__YOUR OBJECTIVE__:
Below is a listing; write it out exactly and drop any images from it.

-- Begin SUPPLIED DATA --

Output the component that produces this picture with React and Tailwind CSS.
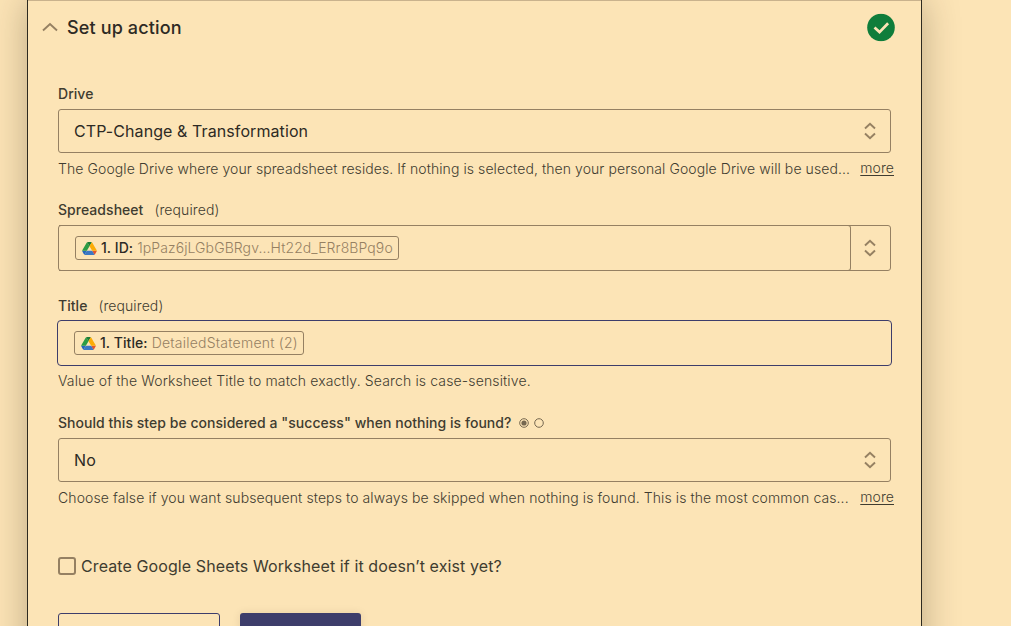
const DriveIcon = () => (
  <svg viewBox="0 0 87.3 78" className="ml-px h-[13px] w-[15px] shrink-0">
    <path d="m6.6 66.85 3.85 6.65c.8 1.4 1.95 2.5 3.3 3.3l13.75-23.8h-27.5c0 1.55.4 3.1 1.2 4.5z" fill="#2468bd" />
    <path d="m43.65 25-13.75-23.8c-1.35.8-2.5 1.9-3.3 3.3l-25.4 44a9.06 9.06 0 0 0 -1.2 4.5h27.5z" fill="#2d9c44" />
    <path d="m73.55 76.8c1.35-.8 2.5-1.9 3.3-3.3l1.6-2.75 7.65-13.25c.8-1.4 1.2-2.95 1.2-4.5h-27.502l5.852 11.5z" fill="#e2552f" />
    <path d="m43.65 25 13.75-23.8c-1.35-.8-2.9-1.2-4.5-1.2h-18.5c-1.6 0-3.15.45-4.5 1.2z" fill="#1b7d36" />
    <path d="m59.8 53h-32.3l-13.75 23.8c1.35.8 2.9 1.2 4.5 1.2h50.8c1.6 0 3.15-.45 4.5-1.2z" fill="#3c78c4" />
    <path d="m73.4 26.5-12.7-22c-.8-1.4-1.95-2.5-3.3-3.3l-13.75 23.8 16.15 28h27.45c0-1.55-.4-3.1-1.2-4.5z" fill="#fbac06" />
  </svg>
);

const SortIcon = () => (
  <svg viewBox="0 0 12 18" fill="none" stroke="#958062" strokeWidth="1.9" className="h-[18px] w-3 shrink-0">
    <path d="M1 6.5 6 1.7l5 4.8M1 11.5l5 4.8 5-4.8" />
  </svg>
);

const Label = ({ text, required, children }) => (
  <div className="flex h-5 items-center whitespace-nowrap text-sm text-[#3f3c30]">
    <span className="font-[550] tracking-[0.04px]">{text}</span>
    {required && <span className="ml-[11px] font-[350] tracking-[0.1px]">(required)</span>}
    {children}
  </div>
);

const Select = ({ value }) => (
  <div className="mt-[5px] flex h-11 items-center justify-between rounded-[3px] border border-[#958062] pr-[14px] pl-[15px]">
    <span className="text-base tracking-[0.09px] text-[#2d2a24]">{value}</span>
    <SortIcon />
  </div>
);

const Help = ({ text, more, tracking = "tracking-[0.08px]" }) => (
  <div className="flex h-5 items-center whitespace-nowrap text-sm font-[350] text-[#3f3c30]">
    <span className={tracking}>{text}</span>
    {more && (
      <a className="relative -top-px -mr-[3px] ml-auto tracking-[0.08px] underline underline-offset-2">more</a>
    )}
  </div>
);

const Pill = ({ name, value, tracking }) => (
  <div className="flex h-6 items-center rounded-[3px] border border-[#958062] px-[5px] text-sm whitespace-nowrap">
    <DriveIcon />
    <span className="ml-1 font-[550] tracking-[0.06px] text-[#2d2a24]">{name}</span>
    <span className={`ml-1 font-[350] text-[#958062] ${tracking}`}>{value}</span>
  </div>
);

const App = () => {
  return (
    <div className="h-[626px] w-[1011px] overflow-hidden bg-[#fce4b6] font-['Inter',sans-serif]">
      <main className="ml-[27px] h-[680px] w-[895px] border-x border-[#2d2a20] bg-[#fce4b6] shadow-[0_0_35px_rgba(45,35,20,0.3)]">
        <header className="flex h-[54px] items-center border-t border-[#c9b28d] pr-[26.5px] pl-[14px]">
          <svg viewBox="0 0 16 10" fill="none" stroke="#958062" strokeWidth="1.9" className="h-[10px] w-4 -translate-y-px">
            <path d="M1 8.5 8 2l7 6.5" />
          </svg>
          <h2 className="ml-[9px] text-lg font-[550] tracking-[0.14px] text-[#2d2a24]">Set up action</h2>
          <svg viewBox="0 0 28 28" className="ml-auto size-7 -translate-y-[0.5px]">
            <circle cx="14" cy="14" r="13.8" fill="#0f7d3b" />
            <path d="m7.5 14 5 4.6 8.6-8.9" fill="none" stroke="#fce4b6" strokeWidth="2.7" />
          </svg>
        </header>

        <form className="px-[30px] pt-[30px]">
          <Label text="Drive" />
          <Select value="CTP-Change & Transformation" />
          <div className="mt-[6px]">
            <Help
              text="The Google Drive where your spreadsheet resides. If nothing is selected, then your personal Google Drive will be used..."
              more
            />
          </div>

          <div className="mt-[21px]">
            <Label text="Spreadsheet" required />
            <div className="mt-[5px] flex h-[46px] rounded-[3px] border border-[#958062]">
              <div className="-my-px flex flex-1 items-center rounded-r-[3px] border-y border-r border-[#958062] pl-4">
                <Pill name="1. ID:" value="1pPaz6jLGbGBRgv...Ht22d_ERr8BPq9o" tracking="tracking-[0.09px]" />
              </div>
              <div className="flex w-[39px] items-center pl-[13px]">
                <SortIcon />
              </div>
            </div>
          </div>

          <div className="mt-[25px]">
            <Label text="Title" required />
            <div className="-mx-px mt-1 flex h-[46px] items-center rounded-[4px] border border-[#3d3d6b] pl-4">
              <Pill name="1. Title:" value="DetailedStatement (2)" tracking="tracking-[0.24px]" />
            </div>
            <div className="mt-[5px]">
              <Help
                text="Value of the Worksheet Title to match exactly. Search is case-sensitive."
                tracking="tracking-[0.14px]"
              />
            </div>
          </div>

          <div className="mt-[22px]">
            <Label text={'Should this step be considered a "success" when nothing is found?'}>
              <svg viewBox="0 0 26 10" fill="none" stroke="#756750" className="ml-[8px] h-[10px] w-[26px]">
                <circle cx="5" cy="5" r="4.3" />
                <circle cx="5" cy="5" r="2.6" fill="#756750" stroke="none" />
                <circle cx="20" cy="5" r="4.3" />
              </svg>
            </Label>
            <Select value="No" />
            <div className="mt-[6px]">
              <Help
                text="Choose false if you want subsequent steps to always be skipped when nothing is found. This is the most common cas..."
                tracking="tracking-[0.095px]"
                more
              />
            </div>
          </div>

          <div className="mt-12 flex h-5 items-center whitespace-nowrap">
            <span className="size-[18px] rounded-[3px] border-2 border-[#958062]" />
            <span className="ml-[5px] text-base tracking-[0.1px] text-[#3f3c30]">Create Google Sheets Worksheet if it doesn’t exist yet?</span>
          </div>

          <div className="mt-[37px] flex gap-5">
            <div className="h-10 w-[162px] rounded-[3px] border border-[#3d3d6b]" />
            <div className="h-10 w-[121px] rounded-[3px] bg-[#3d3d6b] shadow-[0_0_8px_rgba(45,35,20,0.1)]" />
          </div>
        </form>
      </main>
    </div>
  );
};

export default App;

-- End SUPPLIED DATA --

__EXERCISE RESULT__:
Output the component that produces this picture with React and Tailwind CSS.
const DriveIcon = () => (
  <svg viewBox="0 0 87.3 78" className="ml-px h-[13px] w-[15px] shrink-0">
    <path d="m6.6 66.85 3.85 6.65c.8 1.4 1.95 2.5 3.3 3.3l13.75-23.8h-27.5c0 1.55.4 3.1 1.2 4.5z" fill="#2468bd" />
    <path d="m43.65 25-13.75-23.8c-1.35.8-2.5 1.9-3.3 3.3l-25.4 44a9.06 9.06 0 0 0 -1.2 4.5h27.5z" fill="#2d9c44" />
    <path d="m73.55 76.8c1.35-.8 2.5-1.9 3.3-3.3l1.6-2.75 7.65-13.25c.8-1.4 1.2-2.95 1.2-4.5h-27.502l5.852 11.5z" fill="#e2552f" />
    <path d="m43.65 25 13.75-23.8c-1.35-.8-2.9-1.2-4.5-1.2h-18.5c-1.6 0-3.15.45-4.5 1.2z" fill="#1b7d36" />
    <path d="m59.8 53h-32.3l-13.75 23.8c1.35.8 2.9 1.2 4.5 1.2h50.8c1.6 0 3.15-.45 4.5-1.2z" fill="#3c78c4" />
    <path d="m73.4 26.5-12.7-22c-.8-1.4-1.95-2.5-3.3-3.3l-13.75 23.8 16.15 28h27.45c0-1.55-.4-3.1-1.2-4.5z" fill="#fbac06" />
  </svg>
);

const SortIcon = () => (
  <svg viewBox="0 0 12 18" fill="none" stroke="#958062" strokeWidth="1.9" className="h-[18px] w-3 shrink-0">
    <path d="M1 6.5 6 1.7l5 4.8M1 11.5l5 4.8 5-4.8" />
  </svg>
);

const Label = ({ text, required, children }) => (
  <div className="flex h-5 items-center whitespace-nowrap text-sm text-[#3f3c30]">
    <span className="font-[550] tracking-[0.04px]">{text}</span>
    {required && <span className="ml-[11px] font-[350] tracking-[0.1px]">(required)</span>}
    {children}
  </div>
);

const Select = ({ value }) => (
  <div className="mt-[5px] flex h-11 items-center justify-between rounded-[3px] border border-[#958062] pr-[14px] pl-[15px]">
    <span className="text-base tracking-[0.09px] text-[#2d2a24]">{value}</span>
    <SortIcon />
  </div>
);

const Help = ({ text, more, tracking = "tracking-[0.08px]" }) => (
  <div className="flex h-5 items-center whitespace-nowrap text-sm font-[350] text-[#3f3c30]">
    <span className={tracking}>{text}</span>
    {more && (
      <a className="relative -top-px -mr-[3px] ml-auto tracking-[0.08px] underline underline-offset-2">more</a>
    )}
  </div>
);

const Pill = ({ name, value, tracking }) => (
  <div className="flex h-6 items-center rounded-[3px] border border-[#958062] px-[5px] text-sm whitespace-nowrap">
    <DriveIcon />
    <span className="ml-1 font-[550] tracking-[0.06px] text-[#2d2a24]">{name}</span>
    <span className={`ml-1 font-[350] text-[#958062] ${tracking}`}>{value}</span>
  </div>
);

const App = () => {
  return (
    <div className="h-[626px] w-[1011px] overflow-hidden bg-[#fce4b6] font-['Inter',sans-serif]">
      <main className="ml-[27px] h-[680px] w-[895px] border-x border-[#2d2a20] bg-[#fce4b6] shadow-[0_0_35px_rgba(45,35,20,0.3)]">
        <header className="flex h-[54px] items-center border-t border-[#c9b28d] pr-[26.5px] pl-[14px]">
          <svg viewBox="0 0 16 10" fill="none" stroke="#958062" strokeWidth="1.9" className="h-[10px] w-4 -translate-y-px">
            <path d="M1 8.5 8 2l7 6.5" />
          </svg>
          <h2 className="ml-[9px] text-lg font-[550] tracking-[0.14px] text-[#2d2a24]">Set up action</h2>
          <svg viewBox="0 0 28 28" className="ml-auto size-7 -translate-y-[0.5px]">
            <circle cx="14" cy="14" r="13.8" fill="#0f7d3b" />
            <path d="m7.5 14 5 4.6 8.6-8.9" fill="none" stroke="#fce4b6" strokeWidth="2.7" />
          </svg>
        </header>

        <form className="px-[30px] pt-[30px]">
          <Label text="Drive" />
          <Select value="CTP-Change & Transformation" />
          <div className="mt-[6px]">
            <Help
              text="The Google Drive where your spreadsheet resides. If nothing is selected, then your personal Google Drive will be used..."
              more
            />
          </div>

          <div className="mt-[21px]">
            <Label text="Spreadsheet" required />
            <div className="mt-[5px] flex h-[46px] rounded-[3px] border border-[#958062]">
              <div className="-my-px flex flex-1 items-center rounded-r-[3px] border-y border-r border-[#958062] pl-4">
                <Pill name="1. ID:" value="1pPaz6jLGbGBRgv...Ht22d_ERr8BPq9o" tracking="tracking-[0.09px]" />
              </div>
              <div className="flex w-[39px] items-center pl-[13px]">
                <SortIcon />
              </div>
            </div>
          </div>

          <div className="mt-[25px]">
            <Label text="Title" required />
            <div className="-mx-px mt-1 flex h-[46px] items-center rounded-[4px] border border-[#3d3d6b] pl-4">
              <Pill name="1. Title:" value="DetailedStatement (2)" tracking="tracking-[0.24px]" />
            </div>
            <div className="mt-[5px]">
              <Help
                text="Value of the Worksheet Title to match exactly. Search is case-sensitive."
                tracking="tracking-[0.14px]"
              />
            </div>
          </div>

          <div className="mt-[22px]">
            <Label text={'Should this step be considered a "success" when nothing is found?'}>
              <svg viewBox="0 0 26 10" fill="none" stroke="#756750" className="ml-[8px] h-[10px] w-[26px]">
                <circle cx="5" cy="5" r="4.3" />
                <circle cx="5" cy="5" r="2.6" fill="#756750" stroke="none" />
                <circle cx="20" cy="5" r="4.3" />
              </svg>
            </Label>
            <Select value="No" />
            <div className="mt-[6px]">
              <Help
                text="Choose false if you want subsequent steps to always be skipped when nothing is found. This is the most common cas..."
                tracking="tracking-[0.095px]"
                more
              />
            </div>
          </div>

          <div className="mt-12 flex h-5 items-center whitespace-nowrap">
            <span className="size-[18px] rounded-[3px] border-2 border-[#958062]" />
            <span className="ml-[5px] text-base tracking-[0.1px] text-[#3f3c30]">Create Google Sheets Worksheet if it doesn’t exist yet?</span>
          </div>

          <div className="mt-[37px] flex gap-5">
            <div className="h-10 w-[162px] rounded-[3px] border border-[#3d3d6b]" />
            <div className="h-10 w-[121px] rounded-[3px] bg-[#3d3d6b] shadow-[0_0_8px_rgba(45,35,20,0.1)]" />
          </div>
        </form>
      </main>
    </div>
  );
};

export default App;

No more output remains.